Exercise instructions: Report every line from the material that contains the word "React".

Available data:
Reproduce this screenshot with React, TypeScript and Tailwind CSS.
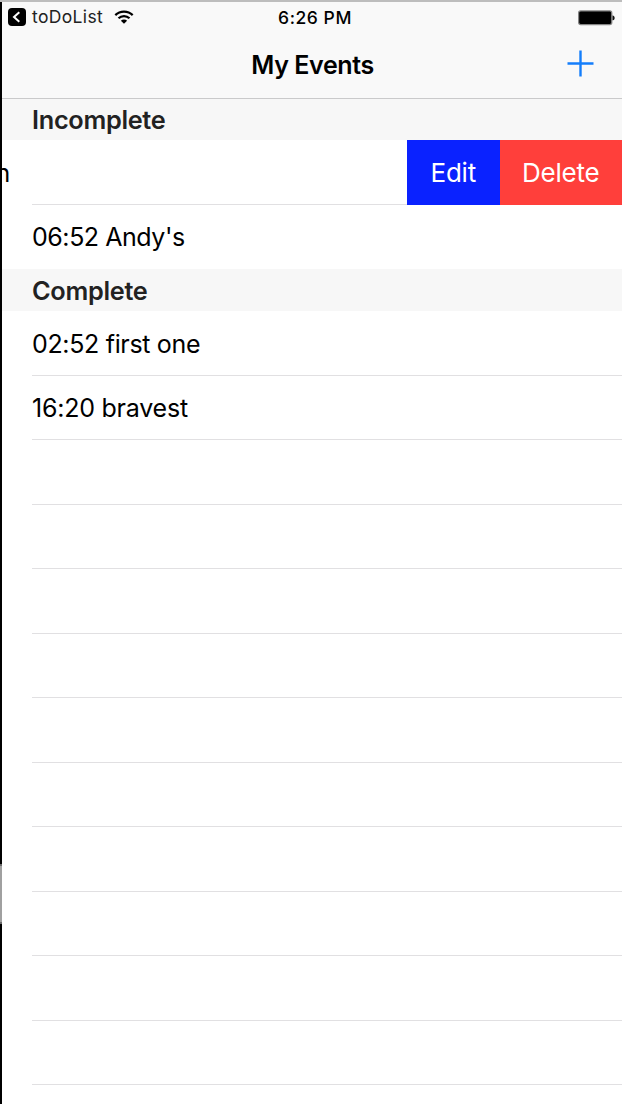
import React from "react";

const emptyRows = [
  "h-[65px]", "h-[64px]", "h-[65px]", "h-[64px]", "h-[65px]",
  "h-[64px]", "h-[65px]", "h-[64px]", "h-[65px]", "h-[64px]",
];

function StatusBar() {
  return (
    <div className="grid h-[30px] grid-cols-[1fr_auto_1fr] items-center pl-[6px] pr-[7px] text-[17.5px] leading-[30px] text-black">
      <div className="flex items-center pb-[2px]">
        <svg width="18" height="18" viewBox="0 0 18 18" aria-hidden="true">
          <rect width="18" height="18" rx="4" fill="#000" />
          <path d="M11.3 4.2 6 9l5.3 4.8" fill="none" stroke="#fff" strokeWidth="2" />
        </svg>
        <span className="ml-[6px] w-[71px] whitespace-nowrap tracking-[0.35px] text-[#222]">toDoList</span>
        <svg className="ml-[11px]" width="20" height="14" viewBox="0 0 20 14" aria-hidden="true">
          <g fill="none" stroke="#000" strokeWidth="2.2">
            <path d="M1.3 5.1a12.4 12.4 0 0 1 17.4 0" />
            <path d="M4.5 8.3a7.8 7.8 0 0 1 11 0" />
          </g>
          <path d="M6.9 10.7a4.4 4.4 0 0 1 6.2 0L10 13.8z" fill="#000" />
        </svg>
      </div>
      <span className="pb-px pl-[7px] font-medium tracking-[0.55px]">6:26 PM</span>
      <svg className="justify-self-end" width="37" height="16" viewBox="0 0 37 16" aria-hidden="true">
        <rect x="0.6" y="0.9" width="33.2" height="13.7" rx="2" fill="#000" stroke="#858585" strokeWidth="1.2" />
        <path d="M34.5 5.5h.5c2.2.8 2.2 4 0 4.8h-.5z" fill="#111" />
      </svg>
    </div>
  );
}

function SectionHeader({ title, className }: { title: string; className: string }) {
  return (
    <h2 className={`flex items-center bg-[#f7f7f7] pl-[30px] text-[25.3px] font-semibold tracking-[-0.3px] text-[#222] ${className}`}>
      {title}
    </h2>
  );
}

export default function App() {
  return (
    <div className="flex h-[1104px] w-[622px] flex-col overflow-hidden bg-white font-['Inter',sans-serif]">
      <div className="h-[2px] shrink-0 bg-[#bdbdbd]" />
      <div className="flex min-h-0 flex-1">
        <div className="flex w-[2px] shrink-0 flex-col bg-black pt-[862px]">
          <div className="h-[60px] border-y-2 border-[#6b6b6b] bg-[#a0a0a0]" />
        </div>
        <main className="min-w-0 flex-1 overflow-hidden">
          <header className="h-[97px] border-b border-[#cacacb] bg-[#f9f9f9]">
            <StatusBar />
            <div className="grid h-[63px] grid-cols-[1fr_auto_1fr] items-center pl-[29px] pr-[28px]">
              <span />
              <h1 className="pt-[5px] text-[25px] font-semibold tracking-[-0.4px] text-black">My Events</h1>
              <button className="justify-self-end" aria-label="Add event">
                <svg width="27" height="27" viewBox="0 0 27 27">
                  <path d="M0.5 13.5h26M13.5 0.5v26" stroke="#147efb" strokeWidth="2.4" />
                </svg>
              </button>
            </div>
          </header>
          <SectionHeader title="Incomplete" className="h-[41px] pt-px" />
          <div className="flex h-[65px] text-[25px]">
            <div className="flex w-[30px] items-center pt-[2px]">
              <span className="-ml-[6.5px]">n</span>
            </div>
            <div className="flex-1 border-b border-[#e1e0e2]" />
            <button className="w-[92.5px] bg-[#0a22ff] pb-px text-[26px] font-normal tracking-[-0.2px] text-white">Edit</button>
            <button className="w-[122.5px] bg-[#ff3f3b] pb-px text-[26px] font-normal tracking-[-0.2px] text-white">Delete</button>
          </div>
          <div className="flex h-[64px] items-center pl-[30px] pt-[2px] text-[25px] tracking-[-0.45px]">06:52 Andy's</div>
          <SectionHeader title="Complete" className="h-[42px] pt-px" />
          <div className="pl-[30px] text-[25px]">
            <div className="flex h-[65px] items-center border-b border-[#e1e0e2] pt-[3px] tracking-[-0.33px]">02:52 first one</div>
            <div className="flex h-[64px] items-center border-b border-[#e1e0e2] pt-[3px] tracking-[-0.23px]">16:20 bravest</div>
            {emptyRows.map((height, i) => (
              <div key={i} className={`${height} border-b border-[#e1e0e2]`} />
            ))}
          </div>
        </main>
      </div>
    </div>
  );
}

Finished answer:
Reproduce this screenshot with React, TypeScript and Tailwind CSS.
import React from "react";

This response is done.